A 13 heures, je suis dans le train pour Helsingør.
Après-midi
Beaucoup moins meublé, sinon de peu et de meubles inauthentiques, le lieu me déçoit un peu. Il y pleut comme une évidence quand j’arrive, et je ne m’étonne donc pas de cette grisaille.
Dans ces salles parsemées de meubles et d’accessoires qu’on a naufragés là (donc), des comédiens, qui précèdent mes pas, interprètent des scènes de Hamlet — dans les lieux où elles sont censées se dérouler. Il est vrai que l’on fête les quatre cents ans de la disparition de leur auteur et que, depuis le l’anniversaire de sa mort, des acteurs prodigieux ont joué dans la cour du château.
L’attestent dans deux salles d’exposition de très belles photographies.
Sur l’une d’elles, Jude Law sourit, oubliant sans doute quel est son rôle. Mais on lui pardonne en raison de la pilosité charmante qui déborde de son col. (J’ignorais qu’il eût pu interpréter le rôle, de même que je ne savais pas que Vivian Leigh avait donné la réplique à Laurence Olivier…)
Quittant les lieux pour reprendre le train, l’éclat argenté de ce qui paraît être une sculpture moderne dans le port attise ma curiosité. Je découvre alors, loin des regards inquisiteurs, un frère mélancolique et sexué de la créature rêvée par Andersen.
Louisiana, que je visite ensuite, m’enchante d’autant plus qu’on peut fausser compagnie à ses expositions pour aller dans son jardin peuplé d’arbres et de sculptures — de sculptures et d’arbres.
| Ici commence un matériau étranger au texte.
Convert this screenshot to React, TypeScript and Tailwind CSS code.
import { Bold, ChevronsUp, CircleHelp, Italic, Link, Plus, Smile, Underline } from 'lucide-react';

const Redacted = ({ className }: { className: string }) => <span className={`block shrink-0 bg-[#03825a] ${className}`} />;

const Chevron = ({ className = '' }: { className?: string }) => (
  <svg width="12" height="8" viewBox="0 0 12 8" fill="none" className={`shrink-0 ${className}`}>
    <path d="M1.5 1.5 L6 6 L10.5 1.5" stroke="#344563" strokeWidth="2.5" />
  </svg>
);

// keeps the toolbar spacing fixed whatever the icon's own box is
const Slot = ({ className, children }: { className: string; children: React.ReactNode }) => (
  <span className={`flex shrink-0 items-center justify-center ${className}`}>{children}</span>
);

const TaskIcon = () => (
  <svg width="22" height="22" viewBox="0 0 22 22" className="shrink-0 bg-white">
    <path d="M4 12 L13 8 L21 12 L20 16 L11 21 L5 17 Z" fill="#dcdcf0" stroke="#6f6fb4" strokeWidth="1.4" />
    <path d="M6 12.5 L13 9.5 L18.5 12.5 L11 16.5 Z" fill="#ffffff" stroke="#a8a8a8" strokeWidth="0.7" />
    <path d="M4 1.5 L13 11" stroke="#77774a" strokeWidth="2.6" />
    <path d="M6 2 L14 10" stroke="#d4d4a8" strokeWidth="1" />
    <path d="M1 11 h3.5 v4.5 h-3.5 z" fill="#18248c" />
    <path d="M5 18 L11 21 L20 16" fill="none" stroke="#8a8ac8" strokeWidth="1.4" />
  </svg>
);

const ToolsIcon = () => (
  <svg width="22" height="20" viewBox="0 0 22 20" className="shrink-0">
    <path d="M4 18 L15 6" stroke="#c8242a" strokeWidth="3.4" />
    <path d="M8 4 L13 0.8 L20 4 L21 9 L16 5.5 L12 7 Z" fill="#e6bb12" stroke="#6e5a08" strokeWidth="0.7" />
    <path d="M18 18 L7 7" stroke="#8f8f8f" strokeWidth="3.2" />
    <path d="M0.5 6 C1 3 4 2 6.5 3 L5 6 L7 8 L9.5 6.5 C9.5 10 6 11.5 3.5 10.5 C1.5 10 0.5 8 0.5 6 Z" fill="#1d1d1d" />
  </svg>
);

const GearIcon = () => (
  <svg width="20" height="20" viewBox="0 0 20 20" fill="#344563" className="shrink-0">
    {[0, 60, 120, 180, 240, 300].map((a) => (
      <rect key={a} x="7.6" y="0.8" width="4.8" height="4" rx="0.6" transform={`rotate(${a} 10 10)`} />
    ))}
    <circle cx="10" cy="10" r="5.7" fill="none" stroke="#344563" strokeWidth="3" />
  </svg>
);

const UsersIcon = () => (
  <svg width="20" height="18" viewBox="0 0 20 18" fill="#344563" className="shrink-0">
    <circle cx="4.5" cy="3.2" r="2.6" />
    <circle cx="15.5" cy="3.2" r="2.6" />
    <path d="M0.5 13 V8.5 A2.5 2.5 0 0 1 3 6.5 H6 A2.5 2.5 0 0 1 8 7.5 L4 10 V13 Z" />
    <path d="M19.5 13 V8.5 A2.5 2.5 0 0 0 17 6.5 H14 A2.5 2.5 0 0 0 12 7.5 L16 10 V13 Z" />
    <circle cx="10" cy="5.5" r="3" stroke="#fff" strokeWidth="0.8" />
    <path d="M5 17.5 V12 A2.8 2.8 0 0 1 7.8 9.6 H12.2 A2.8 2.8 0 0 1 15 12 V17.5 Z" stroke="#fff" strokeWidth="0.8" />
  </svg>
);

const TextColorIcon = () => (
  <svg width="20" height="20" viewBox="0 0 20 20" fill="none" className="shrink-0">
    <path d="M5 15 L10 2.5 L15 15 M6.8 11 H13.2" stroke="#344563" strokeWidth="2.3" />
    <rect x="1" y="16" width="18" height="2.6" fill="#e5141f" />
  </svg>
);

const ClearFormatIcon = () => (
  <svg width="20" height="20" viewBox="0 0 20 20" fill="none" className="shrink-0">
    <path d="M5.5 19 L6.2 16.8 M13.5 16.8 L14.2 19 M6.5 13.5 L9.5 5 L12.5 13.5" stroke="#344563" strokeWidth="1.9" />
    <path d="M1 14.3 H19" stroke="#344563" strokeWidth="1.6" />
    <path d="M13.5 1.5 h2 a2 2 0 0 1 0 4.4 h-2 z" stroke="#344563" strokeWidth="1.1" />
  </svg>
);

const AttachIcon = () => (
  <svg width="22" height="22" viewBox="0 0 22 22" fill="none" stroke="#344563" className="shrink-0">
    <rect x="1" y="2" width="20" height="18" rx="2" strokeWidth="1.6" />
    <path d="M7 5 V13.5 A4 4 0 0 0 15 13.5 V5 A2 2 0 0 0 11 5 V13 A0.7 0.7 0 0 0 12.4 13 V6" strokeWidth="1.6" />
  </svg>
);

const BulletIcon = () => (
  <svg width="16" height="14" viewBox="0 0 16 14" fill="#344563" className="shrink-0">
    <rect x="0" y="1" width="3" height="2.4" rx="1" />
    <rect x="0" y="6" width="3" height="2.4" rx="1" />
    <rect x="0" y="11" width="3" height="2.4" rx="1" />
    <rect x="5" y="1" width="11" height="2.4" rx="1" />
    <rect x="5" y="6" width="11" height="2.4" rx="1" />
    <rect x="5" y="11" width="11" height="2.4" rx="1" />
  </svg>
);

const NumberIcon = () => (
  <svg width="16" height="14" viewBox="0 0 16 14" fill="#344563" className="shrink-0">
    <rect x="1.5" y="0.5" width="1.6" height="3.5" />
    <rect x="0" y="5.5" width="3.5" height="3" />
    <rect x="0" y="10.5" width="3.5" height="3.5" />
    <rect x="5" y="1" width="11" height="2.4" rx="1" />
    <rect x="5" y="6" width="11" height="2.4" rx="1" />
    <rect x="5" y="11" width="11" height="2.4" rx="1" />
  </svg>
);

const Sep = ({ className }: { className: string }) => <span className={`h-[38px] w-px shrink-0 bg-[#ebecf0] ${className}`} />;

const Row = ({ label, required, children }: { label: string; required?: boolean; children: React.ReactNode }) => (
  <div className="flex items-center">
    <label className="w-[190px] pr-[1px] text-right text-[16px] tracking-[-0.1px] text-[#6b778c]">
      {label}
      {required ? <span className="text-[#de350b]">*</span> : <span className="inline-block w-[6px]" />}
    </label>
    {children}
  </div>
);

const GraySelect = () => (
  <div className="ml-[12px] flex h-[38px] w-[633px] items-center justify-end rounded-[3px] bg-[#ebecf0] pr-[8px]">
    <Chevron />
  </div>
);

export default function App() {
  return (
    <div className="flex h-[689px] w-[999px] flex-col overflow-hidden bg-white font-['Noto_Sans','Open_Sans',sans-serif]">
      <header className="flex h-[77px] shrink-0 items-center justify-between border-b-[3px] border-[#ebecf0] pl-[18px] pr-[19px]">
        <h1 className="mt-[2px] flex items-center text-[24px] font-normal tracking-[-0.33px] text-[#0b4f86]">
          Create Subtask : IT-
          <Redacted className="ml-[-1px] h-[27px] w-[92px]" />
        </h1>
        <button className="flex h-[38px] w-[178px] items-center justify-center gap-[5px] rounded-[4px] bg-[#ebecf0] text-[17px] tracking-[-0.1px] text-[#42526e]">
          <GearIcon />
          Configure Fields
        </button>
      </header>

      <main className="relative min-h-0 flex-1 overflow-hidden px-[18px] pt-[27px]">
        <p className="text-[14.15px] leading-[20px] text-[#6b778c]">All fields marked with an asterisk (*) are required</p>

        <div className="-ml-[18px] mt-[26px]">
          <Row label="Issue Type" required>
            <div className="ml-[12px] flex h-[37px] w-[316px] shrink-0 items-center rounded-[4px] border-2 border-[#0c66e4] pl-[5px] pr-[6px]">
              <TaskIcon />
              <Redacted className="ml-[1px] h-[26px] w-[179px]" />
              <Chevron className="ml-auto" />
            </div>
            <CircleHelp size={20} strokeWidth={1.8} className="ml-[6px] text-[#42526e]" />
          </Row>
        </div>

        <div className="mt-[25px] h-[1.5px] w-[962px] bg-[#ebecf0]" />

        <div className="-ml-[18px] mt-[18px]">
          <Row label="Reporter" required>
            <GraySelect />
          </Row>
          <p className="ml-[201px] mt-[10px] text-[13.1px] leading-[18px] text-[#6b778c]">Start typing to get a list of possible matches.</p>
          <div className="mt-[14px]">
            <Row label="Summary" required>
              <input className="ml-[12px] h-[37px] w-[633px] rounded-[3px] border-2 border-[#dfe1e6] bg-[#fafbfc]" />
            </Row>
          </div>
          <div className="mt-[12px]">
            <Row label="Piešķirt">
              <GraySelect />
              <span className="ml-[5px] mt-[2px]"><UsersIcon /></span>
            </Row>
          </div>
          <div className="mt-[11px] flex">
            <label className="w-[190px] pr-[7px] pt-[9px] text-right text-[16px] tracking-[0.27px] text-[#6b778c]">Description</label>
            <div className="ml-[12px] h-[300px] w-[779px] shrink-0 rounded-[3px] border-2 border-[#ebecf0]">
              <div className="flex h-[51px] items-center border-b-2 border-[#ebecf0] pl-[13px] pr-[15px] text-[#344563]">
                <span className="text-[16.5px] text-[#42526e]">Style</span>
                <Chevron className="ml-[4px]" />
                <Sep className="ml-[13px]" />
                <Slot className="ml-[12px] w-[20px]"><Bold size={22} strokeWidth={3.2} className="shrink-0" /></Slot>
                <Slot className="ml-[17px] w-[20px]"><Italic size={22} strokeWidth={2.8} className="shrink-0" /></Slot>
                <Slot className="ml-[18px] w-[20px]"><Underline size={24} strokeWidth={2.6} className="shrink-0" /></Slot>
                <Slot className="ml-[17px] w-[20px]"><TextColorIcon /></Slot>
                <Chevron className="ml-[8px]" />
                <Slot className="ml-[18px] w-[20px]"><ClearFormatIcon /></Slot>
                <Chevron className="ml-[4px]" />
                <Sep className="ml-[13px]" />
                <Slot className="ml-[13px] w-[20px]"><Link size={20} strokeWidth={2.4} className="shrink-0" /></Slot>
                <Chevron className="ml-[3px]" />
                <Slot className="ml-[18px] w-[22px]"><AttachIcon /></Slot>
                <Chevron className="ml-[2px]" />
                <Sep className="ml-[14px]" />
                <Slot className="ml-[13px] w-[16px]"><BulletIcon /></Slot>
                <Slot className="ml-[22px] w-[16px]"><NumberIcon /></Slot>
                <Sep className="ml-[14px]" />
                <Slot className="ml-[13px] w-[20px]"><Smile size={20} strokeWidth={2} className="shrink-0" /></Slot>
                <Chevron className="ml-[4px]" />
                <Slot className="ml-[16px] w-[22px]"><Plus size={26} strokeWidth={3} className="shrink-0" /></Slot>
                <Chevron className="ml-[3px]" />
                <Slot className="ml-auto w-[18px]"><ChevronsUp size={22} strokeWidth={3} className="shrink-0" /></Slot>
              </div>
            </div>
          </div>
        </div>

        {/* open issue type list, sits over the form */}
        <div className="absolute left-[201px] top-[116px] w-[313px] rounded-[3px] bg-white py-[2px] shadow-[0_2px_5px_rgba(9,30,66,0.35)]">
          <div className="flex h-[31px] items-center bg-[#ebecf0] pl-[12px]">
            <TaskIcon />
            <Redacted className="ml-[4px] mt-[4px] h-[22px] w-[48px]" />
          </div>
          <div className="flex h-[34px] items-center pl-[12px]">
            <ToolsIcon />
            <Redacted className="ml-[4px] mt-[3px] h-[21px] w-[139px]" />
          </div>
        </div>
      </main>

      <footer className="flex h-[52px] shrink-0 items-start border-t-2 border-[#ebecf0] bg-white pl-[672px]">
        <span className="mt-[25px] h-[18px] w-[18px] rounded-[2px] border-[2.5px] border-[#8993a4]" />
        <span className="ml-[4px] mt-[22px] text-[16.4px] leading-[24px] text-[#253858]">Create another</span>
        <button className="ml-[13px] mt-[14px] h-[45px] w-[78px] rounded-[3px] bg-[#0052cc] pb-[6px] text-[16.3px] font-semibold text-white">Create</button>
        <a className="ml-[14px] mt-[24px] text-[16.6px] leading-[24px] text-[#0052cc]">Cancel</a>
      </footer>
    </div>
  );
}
Je m’amuse d’une exposition de photographies autour d’Elizabeth Taylor, collectionneuse en diable de lunettes, de fourrures, de bijoux, d’hommes, de gants, de chaussures et de trophées divers… De ce bric-à-brac bien rangé (dans des pièces dédiés, des meubles, des tiroirs), seuls émeuvent ses amitiés (pour Monty Clift) ou ses engagements (pour le sida).
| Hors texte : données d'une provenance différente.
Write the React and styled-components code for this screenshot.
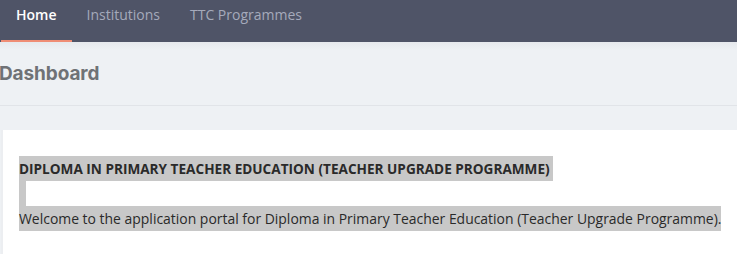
import React from "react";
import styled, { createGlobalStyle } from "styled-components";

const Global = createGlobalStyle`
  html, body { margin: 0; padding: 0; background: #eef1f4; }
  body { width: 737px; height: 254px; overflow: hidden; }
  * { box-sizing: border-box; }
`;

const Page = styled.div`
  display: flex;
  flex-direction: column;
  width: 737px;
  height: 254px;
  overflow: hidden;
  background: #eef1f4;
`;

const NavBar = styled.nav`
  display: flex;
  align-items: stretch;
  height: 42px;
  background: #4f5467;
  font-family: "Open Sans", sans-serif;
  font-size: 14px;
`;

const NavItem = styled.a`
  display: flex;
  align-items: flex-start;
  padding: 5px 15px 0 15px;
  line-height: 20px;
  color: ${(p) => (p.$active ? "#ffffff" : "#a5aabb")};
  font-weight: ${(p) => (p.$active ? 600 : 400)};
  border-bottom: 2px solid ${(p) => (p.$active ? "#ef8d75" : "transparent")};
  margin-left: ${(p) => (p.$first ? "1px" : "0")};
  text-decoration: none;
`;

const Header = styled.header`
  height: 64px;
  display: flex;
  align-items: center;
  background: linear-gradient(#e6e9ed 0px, #eef1f4 8px);
  border-bottom: 1px solid #e1e4e8;
`;

const Title = styled.h1`
  margin: 0 0 0 -1px;
  font-family: "Inter", sans-serif;
  font-weight: 700;
  font-size: 19px;
  color: #6f7276;
  letter-spacing: -0.1px;
`;

const Body = styled.main`
  flex: 1;
  padding-top: 24px;
  padding-left: 1px;
`;

const Card = styled.section`
  background: #ffffff;
  border-left: 2px solid #eceef1;
  height: 100%;
  padding: 26px 0 0 16px;
  font-family: "Open Sans", sans-serif;
  color: #222222;
`;

const Line = styled.div`
  height: 25px;
  line-height: 25px;
  white-space: nowrap;
`;

const Sel = styled.span`
  display: inline-block;
  background: #c8c8c8;
  height: 25px;
  font-size: ${(p) => p.$size || "14px"};
  font-weight: ${(p) => (p.$bold ? 700 : 400)};
  letter-spacing: ${(p) => p.$ls || "0"};
  padding-right: ${(p) => p.$pr || "0"};
  width: ${(p) => p.$w || "auto"};
  color: #2a2a2a;
`;

export default function App() {
  return (
    <>
      <Global />
      <Page>
        <NavBar>
          <NavItem $active $first>Home</NavItem>
          <NavItem>Institutions</NavItem>
          <NavItem>TTC Programmes</NavItem>
        </NavBar>
        <Header>
          <Title>Dashboard</Title>
        </Header>
        <Body>
          <Card>
            <Line>
              <Sel $bold $size="13.6px" $pr="3px">
                DIPLOMA IN PRIMARY TEACHER EDUCATION (TEACHER UPGRADE PROGRAMME)
              </Sel>
            </Line>
            <Line>
              <Sel $w="7px">&nbsp;</Sel>
            </Line>
            <Line>
              <Sel $size="13.95px">
                Welcome to the application portal for Diploma in Primary Teacher Education (Teacher Upgrade Programme).
              </Sel>
            </Line>
          </Card>
        </Body>
      </Page>
    </>
  );
}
Rentré à Copenhague, je renonce au nocturne de l’exposition Gauguin..
Je passe d’ailleurs un temps infini à rétablir le Wifi sur le mobile après que Google — comme si je ne voyageais jamais ! — a cru à une tentative de piratage de ma messagerie (c’est la troisième fois au moins depuis que je me trouve à Copenhague). Je parviens tout de même à m’enregistrer sur le portable, d’autant que je ne dispose pas d’imprimante, pour l'avion du retour.
Soir
Après dîner, je retourne chez Oscar, le bar près de l’hôtel de ville, faute d’une meilleure inspiration.
J’écris à T., en complément de mon message envoyé le matin :
(Naturellement si la veille, j'avais su que je trouverais la réécriture masculine de la Petite Sirène dans le port d'Helsingør (Elseneur), c'est elle que j'aurais choisie — enfin, lui...
Tourné — mais sans le regarder, sans rien regarder que lui-même ! — vers le château où se tourmentait déjà son grand cousin Hamlet, ce Manneken-Pis suffisamment grandi pour être devenu mélancolique avait, de fait (pour le coup !), de quoi naufrager là...
Tu noteras, quoi qu'il en soit, qu'il n'attire pas les nuées de touristes alentour, asiatiques ou pas ^^ !)
A bientôt,
Romain
(Ce n’est qu’en examinant à la loupe (numérique) le détail au pied de Han que je m’apercevrai plus tard que la signature en est la même que celle de Please, keep quiet, vu la veille, — celle de Michael Elgreen et Ingar Dragset.)